What is most annoying about Raven’s book is that, it serves as a guide to his ridiculously cool life and I never knew how to do it. Raven and I were not really writing contemporaries; we had friends in common – in fact we still do – and many of them are also amazingly successful. I have always guessed at what it was that they had that I didn’t and now Smith has enlightened me, at least what it was for him. Nuanced as it is, I will unfairly claim this as him having a Mum who paid his rent through university. There’s much more too it but this is what sticks in the craw.
Some people seem to have read The Guardians ‘guide to life’.
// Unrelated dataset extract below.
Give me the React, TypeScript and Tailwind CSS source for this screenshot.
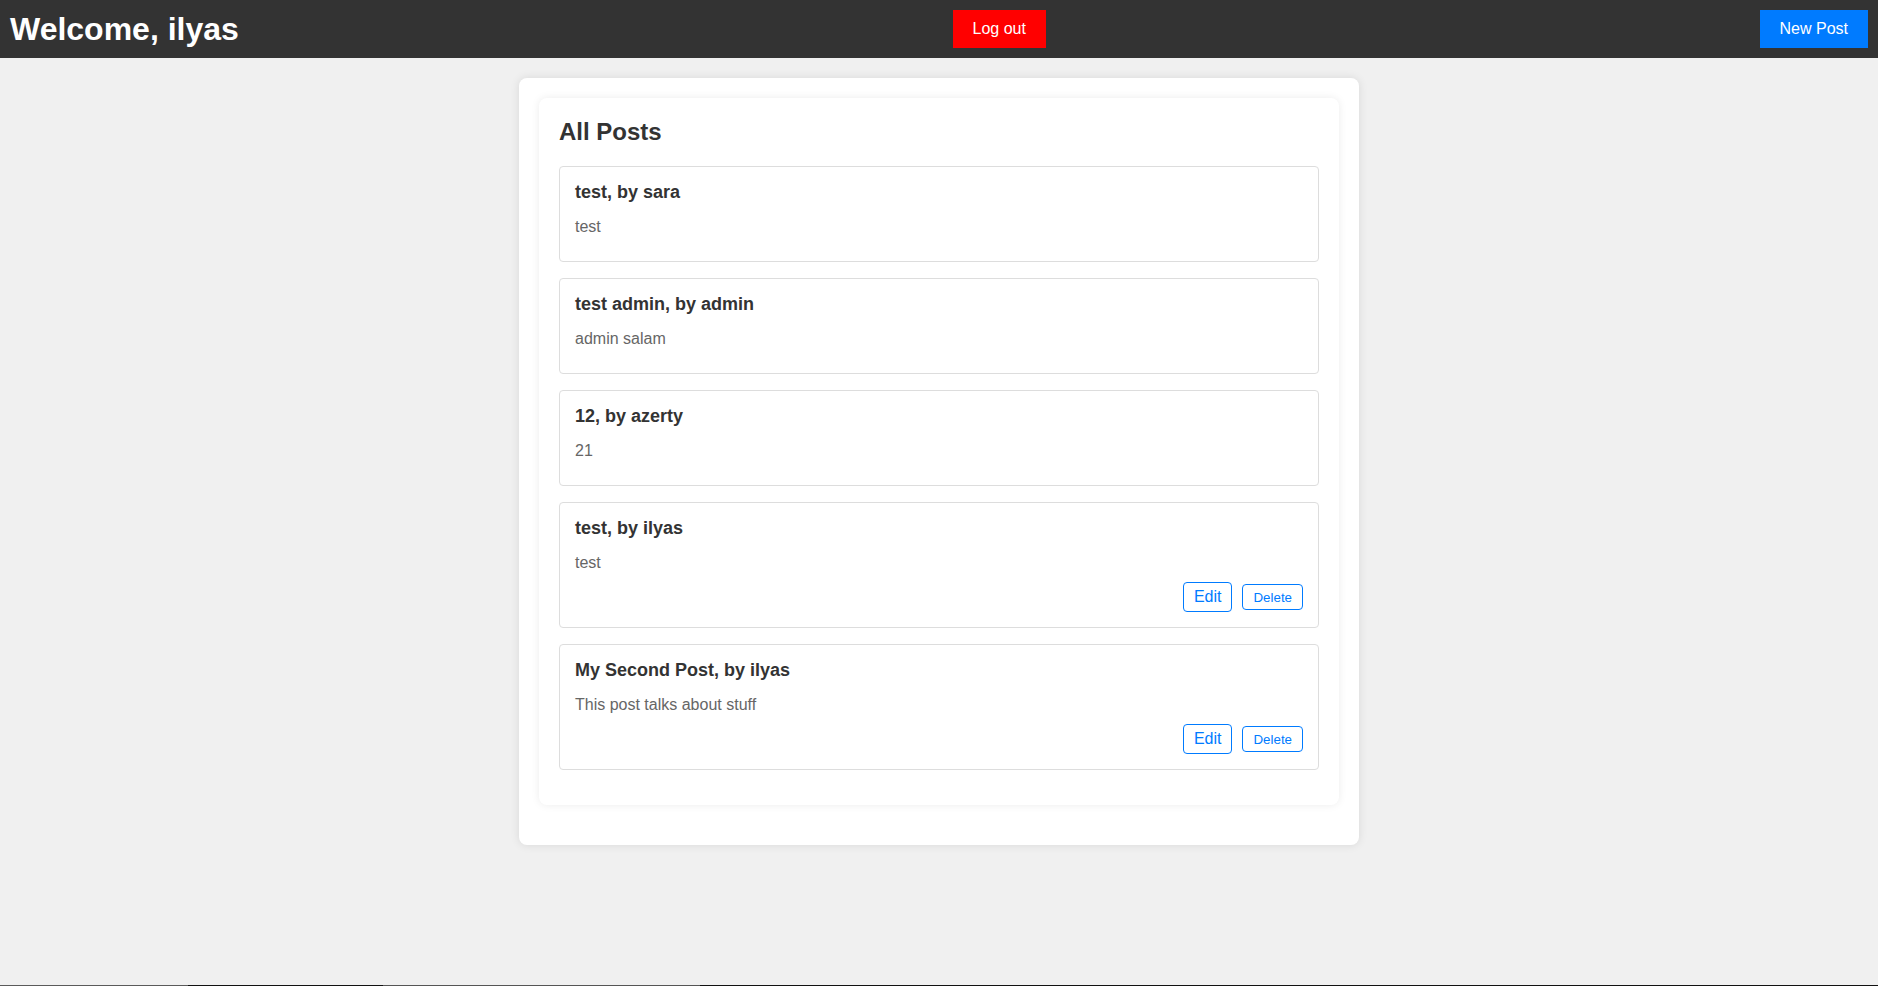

It is important, to be a credible and successful middle class leftie, you have to have a career that pays you enough to access culture, countryside and other countries, or a job that brings you that as part and parcel. But you also have to have enough wild escapades in youth to be able to dismiss the cliche of it all.
I on the other hand have had the challenges of trying to change class (decidedly working class, factory background) without a fucking clue, whilst climbing over and crumbling beneath mountains of trauma. It isn’t just growing up skint, it’s family relationships breaking down at pivotal points, it’s bad company, drugs, violence and rape. It’s vulnerability which makes any sticky hand feel like safety and it is naivety and lack of options, that keeps you unsure of your own power. So you keep looking for a quicker ride to the top but you can’t spot a true angel and you don’t know that you have wings.
Fearless creativity
So I am here, writing about motherhood and miscarriage and finding an unconventional way in the world. I’m writing about the need to write and hoping to learn about writing and blogging. I am doing this publicly to be accountable (though I have failed many times before, I don’t see why that should stop me starting again.)
It would be great to meet other writers and mothers and feminists who are just trying to find a way. Imagine if we built a web of support and solidarity? Imagine if one person reads this and it inspires them or comforts them? That was what used to keep me going back to the stage.